An insurer, or insurance carrier, is a company selling the insurance; the insured, or policyholder, is the person or entity buying the insurance policy. The amount to be charged for a certain amount of insurance coverage is called the premium. Risk management, the practice of appraising and controlling risk, has evolved as a discrete field of study and practice.
The transaction involves the insured assuming a guaranteed and known relatively small loss in the form of payment to the insurer in exchange for the insurers promise to compensate (indemnify) the insured in the case of a financial (personal) loss. The insured receives a contract, called the insurance policy, which details the conditions and circumstances under which the insured will be financially compensated.

Property Insurance

Property insurance provides protection against most risks to property, such as fire, theft and some weather damage. This includes specialized forms of insurance such as fire insurance, flood insurance, earthquake insurance, home insurance, or boiler insurance. Property is insured in two main ways—open perils and named perils. Open perils cover all the causes of loss not specifically excluded in the policy. Common exclusions on open peril policies include damage resulting from earthquakes, floods, nuclear incidents, acts of terrorism, and war. Named perils require the actual cause of loss to be listed in the policy for insurance to be provided. The more common named perils include such damage-causing events as fire, lightning, explosion, and theft.


Marine Insurance

Marine insurance covers the loss or damage of ships, cargo, terminals, and any transport or cargo by which property is transferred, acquired, or held between the points of origin and final destination.
Cargo insurance — discussed here — is a sub-branch of marine insurance, though Marine also includes Onshore and Offshore exposed property (container terminals, ports, oil platforms, pipelines); Hull; Marine Casualty; and Marine Liability.

Liability Insurance

Liability insurance is a part of the general insurance system of risk financing to protect the purchaser (the "insured") from the risks of liabilities imposed by lawsuits and similar claims.

It protects the insured in the event he or she is sued for claims that come within the coverage of the insurance policy. Originally, individuals or companies that faced a common peril, formed a group and created a self-help fund out of which to pay compensation should any member incur loss (in other words, a mutual insurance arrangement). The modern system relies on dedicated carriers, usually for-profit, to offer protection against specified perils in consideration of a premium.

Liability insurance is designed to offer specific protection against third party insurance claims, i.e., payment is not typically made to the insured, but rather to someone suffering loss who is not a party to the insurance contract. In general, damage caused intentionally as well as contractual liability are not covered under liability insurance policies.
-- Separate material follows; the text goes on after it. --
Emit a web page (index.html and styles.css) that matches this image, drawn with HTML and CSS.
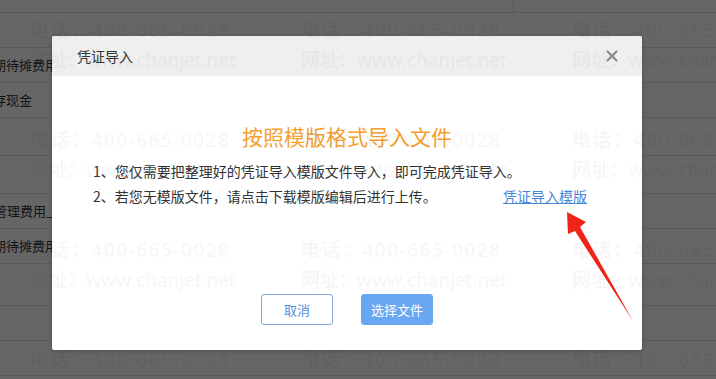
FILE: index.html
```html
<!DOCTYPE html>
<html lang="zh-CN">
<head>
  <meta charset="UTF-8">
  <title>凭证导入</title>
  <link rel="stylesheet" href="styles.css">
</head>
<body>
  <div class="page">
    <div class="sheet">
      <div class="row row-top"><span class="split"></span></div>
      <div class="row"></div>
      <div class="row"><span class="cell">长期待摊费用</span></div>
      <div class="row"><span class="cell">库存现金</span></div>
      <div class="row row-tall"></div>
      <div class="row row-tall"></div>
      <div class="row"><span class="cell cell-sub">管理费用_折旧费</span></div>
      <div class="row"><span class="cell">长期待摊费用</span></div>
      <div class="row row-wide"></div>
      <div class="row"></div>
      <div class="row"></div>
    </div>

    <div class="dialog">
      <div class="dialog-head">
        <span class="dialog-title">凭证导入</span>
        <svg class="close" width="12" height="12" viewBox="0 0 12 12">
          <path d="M1.5 1.5 L10.5 10.5 M10.5 1.5 L1.5 10.5" stroke="#8c8c8c" stroke-width="2.2" stroke-linecap="round"/>
        </svg>
      </div>
      <div class="dialog-body">
        <h2 class="heading">按照模版格式导入文件</h2>
        <div class="tips">
          <div class="tip">1、您仅需要把整理好的凭证导入模版文件导入，即可完成凭证导入。</div>
          <div class="tip">2、若您无模版文件，请点击下载模版编辑后进行上传。<a class="tpl-link" href="#">凭证导入模版</a></div>
        </div>
      </div>
      <div class="dialog-foot">
        <button class="btn btn-ghost">取消</button>
        <button class="btn btn-primary">选择文件</button>
      </div>
    </div>

    <div class="watermark">
      <div class="mark"><div class="tel">电话：400-665-0028</div><div class="web">网址：www.chanjet.net</div></div>
      <div class="mark"><div class="tel">电话：400-665-0028</div><div class="web">网址：www.chanjet.net</div></div>
      <div class="mark"><div class="tel">电话：400-665-0028</div><div class="web">网址：www.chanjet.net</div></div>
      <div class="mark"><div class="tel">电话：400-665-0028</div><div class="web">网址：www.chanjet.net</div></div>
      <div class="mark"><div class="tel">电话：400-665-0028</div><div class="web">网址：www.chanjet.net</div></div>
      <div class="mark"><div class="tel">电话：400-665-0028</div><div class="web">网址：www.chanjet.net</div></div>
      <div class="mark"><div class="tel">电话：400-665-0028</div><div class="web">网址：www.chanjet.net</div></div>
      <div class="mark"><div class="tel">电话：400-665-0028</div><div class="web">网址：www.chanjet.net</div></div>
      <div class="mark"><div class="tel">电话：400-665-0028</div><div class="web">网址：www.chanjet.net</div></div>
      <div class="mark"><div class="tel">电话：400-665-0028</div><div class="web">网址：www.chanjet.net</div></div>
      <div class="mark"><div class="tel">电话：400-665-0028</div><div class="web">网址：www.chanjet.net</div></div>
      <div class="mark"><div class="tel">电话：400-665-0028</div><div class="web">网址：www.chanjet.net</div></div>
    </div>

    <svg class="arrow" width="716" height="379" viewBox="0 0 716 379">
      <polygon points="567,212 586,222 580,227 633,321 575,231 568,234" fill="#ee2418"/>
    </svg>
  </div>
</body>
</html>
```

FILE: styles.css
```css
* { box-sizing: border-box; }
body {
  margin: 0;
  font-family: "Noto Sans CJK SC", "Noto Sans", sans-serif;
  overflow: hidden;
}
.page {
  position: relative;
  width: 716px; height: 379px;
  background: #666;
  overflow: hidden;
}

/* page behind the mask */
.sheet { display: flex; flex-direction: column; }
.row {
  height: 35px; border-bottom: 1px solid #5a5a5a;
  font-size: 13px; line-height: 34px; color: #141414;
  white-space: nowrap;
}
.row-top { height: 13px; }
.row-top .split { display: block; width: 514px; height: 12px; border-right: 1px solid #5a5a5a; }
.row-tall { height: 38px; }
.row-wide { height: 42px; }
.cell { display: block; margin-left: -20px; }
.cell-sub { margin-left: -6px; }

/* dialog */
.dialog {
  position: absolute; left: 52px; top: 36px;
  width: 590px; height: 314px;
  background: #fff; border-radius: 2px;
  box-shadow: 0 1px 4px rgba(0,0,0,0.25);
  display: flex; flex-direction: column;
}
.dialog-head {
  height: 40px; background: #efefef;
  display: flex; align-items: center; justify-content: space-between;
  padding: 0 24px 0 25px;
  border-radius: 2px 2px 0 0;
}
.dialog-title { font-size: 14px; color: #333; }
.dialog-body { padding: 45px 55px 0 41px; }
.heading {
  margin: 0; text-align: center;
  font-size: 21px; line-height: 30px; font-weight: normal;
  color: #f5a030; padding-left: 14px;
}
.tips { margin-top: 8px; font-size: 14px; line-height: 25px; color: #333; }
.tip { display: flex; }
.tpl-link { margin-left: auto; color: #4a86d8; text-decoration: underline; }

.dialog-foot {
  margin-top: auto; padding-bottom: 25px;
  display: flex; justify-content: center; gap: 28px;
}
.btn {
  width: 72px; height: 31px; border-radius: 3px;
  font-family: inherit; font-size: 13px; cursor: pointer;
}
.btn-ghost { background: #fff; border: 1px solid #7fa9dc; color: #5a8fd6; }
.btn-primary { background: #6aa7f3; border: 1px solid #6aa7f3; color: #fff; }

/* watermark over everything */
.watermark {
  position: absolute; left: 0; top: 0; right: 0; bottom: 0;
  pointer-events: none;
  display: grid; grid-template-columns: repeat(3, 271px);
  grid-auto-rows: 110px;
  padding: 15px 0 0 30px;
}
.mark {
  font-size: 19px; line-height: 30px; font-weight: 600;
  color: rgba(0,0,0,0.055); white-space: nowrap;
  font-family: "Open Sans", "Noto Sans CJK SC", sans-serif;
}
.mark .tel { letter-spacing: 1.5px; }
.mark .web { letter-spacing: -0.4px; }

.arrow { position: absolute; left: 0; top: 0; pointer-events: none; }
```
When a claim is made, the insurance carrier has the duty (and right) to defend the insured. The legal costs of a defense normally do not affect policy limits unless the policy expressly states otherwise; this default rule is useful because defense costs tend to soar when cases go to trial.

Accident Insurance

In insurance, Accidental Death and Dismemberment (also known as AD&D) is a policy that pays benefits to the beneficiary if the cause of death is due to an accident. This is a limited form of life insurance which is generally less expensive.

In the event of an accidental death, this insurance will pay benefits in addition to any life insurance but only up to a set amount total regardless of any other insurance held by same insurer, held by the client. This is called double indemnity coverage and is often available even when accidental death insurance is merely an add-on to a regular life insurance plan.Some of the covered accidents include traffic accidents, exposure, homicide, falls, heavy equipment accidents, and drowning.

Accidental death insurance is not an investment vehicle and thus clients are paying only for sustained protection. Insurance premiums are expected to rise in time. Most policies have to be renewed periodically (with revised terms), although the clients consent with renewal is often implicitly assumed.